I agree with Balko that the president should not support laws he believes to be unconstitutional, but what he doesn’t explore is the similarity of this idea to the doctrine of nullification wherein states refuse to enforce laws their legislators or voters believe to be unconstitutional. True, failing to defend a law before the Supreme Court is less radical than refusing to enforce it–as nullification would demand–but it grants the idea that the federal judiciary is not, and should not be, the sole arbiter of constitutionality. If the Solicitor General was no longer expected to defend all federal laws, it would give the president the ability to launch a constitutional review of all federal legislation.

Some may worry that this increases an already powerful executive, but the key difference between this and other recent assertions of executive power such as signing statements and warrantless wiretaps is that this is a purely negative power. The president cannot expand the power of the federal government with this power; he could only limit it. The net effect would be fewer laws in effect, and I fail to see how any supporter of limited government–or anyone with a minimum of sense, for that matter–can see that as a bad thing.
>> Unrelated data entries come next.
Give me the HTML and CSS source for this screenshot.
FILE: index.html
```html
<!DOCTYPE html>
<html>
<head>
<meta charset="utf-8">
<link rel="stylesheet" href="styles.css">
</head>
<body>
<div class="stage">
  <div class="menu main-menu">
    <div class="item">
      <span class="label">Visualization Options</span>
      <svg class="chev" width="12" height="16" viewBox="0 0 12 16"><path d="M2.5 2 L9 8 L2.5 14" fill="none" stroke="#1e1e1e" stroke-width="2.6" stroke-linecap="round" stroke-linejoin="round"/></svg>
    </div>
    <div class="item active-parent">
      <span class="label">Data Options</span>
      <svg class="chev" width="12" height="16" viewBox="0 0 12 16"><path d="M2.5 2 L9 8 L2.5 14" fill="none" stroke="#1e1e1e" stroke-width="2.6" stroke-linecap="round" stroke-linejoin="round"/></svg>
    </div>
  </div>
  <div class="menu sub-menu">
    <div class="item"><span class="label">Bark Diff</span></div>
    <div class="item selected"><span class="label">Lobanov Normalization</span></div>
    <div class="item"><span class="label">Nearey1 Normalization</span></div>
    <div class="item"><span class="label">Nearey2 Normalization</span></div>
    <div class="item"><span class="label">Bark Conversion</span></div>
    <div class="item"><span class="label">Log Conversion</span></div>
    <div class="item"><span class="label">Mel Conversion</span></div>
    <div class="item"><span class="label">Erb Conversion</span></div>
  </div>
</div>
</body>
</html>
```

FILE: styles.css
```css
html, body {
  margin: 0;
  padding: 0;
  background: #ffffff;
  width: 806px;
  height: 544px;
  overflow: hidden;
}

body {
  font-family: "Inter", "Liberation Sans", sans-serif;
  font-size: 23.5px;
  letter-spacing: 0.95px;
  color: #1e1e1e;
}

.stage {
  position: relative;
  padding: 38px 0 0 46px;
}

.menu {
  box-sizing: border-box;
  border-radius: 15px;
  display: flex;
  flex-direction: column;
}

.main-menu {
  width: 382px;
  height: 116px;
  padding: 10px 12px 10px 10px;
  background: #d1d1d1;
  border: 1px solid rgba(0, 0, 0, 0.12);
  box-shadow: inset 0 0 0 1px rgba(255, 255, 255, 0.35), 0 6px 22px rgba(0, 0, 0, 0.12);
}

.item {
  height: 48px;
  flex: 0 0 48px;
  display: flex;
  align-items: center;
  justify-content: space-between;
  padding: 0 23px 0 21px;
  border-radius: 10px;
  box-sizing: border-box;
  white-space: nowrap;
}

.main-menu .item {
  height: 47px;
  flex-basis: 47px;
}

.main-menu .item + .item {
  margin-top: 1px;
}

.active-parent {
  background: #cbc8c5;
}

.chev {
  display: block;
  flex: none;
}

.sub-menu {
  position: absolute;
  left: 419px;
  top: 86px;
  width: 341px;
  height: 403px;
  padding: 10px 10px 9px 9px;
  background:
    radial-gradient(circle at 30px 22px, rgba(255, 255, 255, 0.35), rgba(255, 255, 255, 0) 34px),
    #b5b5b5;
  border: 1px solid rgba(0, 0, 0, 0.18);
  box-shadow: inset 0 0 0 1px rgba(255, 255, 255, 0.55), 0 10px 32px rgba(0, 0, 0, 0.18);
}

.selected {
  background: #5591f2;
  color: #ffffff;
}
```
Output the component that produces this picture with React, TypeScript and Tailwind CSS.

Does anyone really believe that what this country needs is an increasingly complex legal code?

If we want to constrain the power of the government, we need to give more institutions–the president, state legislatures and electorates, etc.–this kind of constitutional veto over federal legislation. It’s abundantly clear that the extant checks on federal power have failed, and nothing in the Constitution forbids presidential or state nullification, so why fight new impediments to federal power?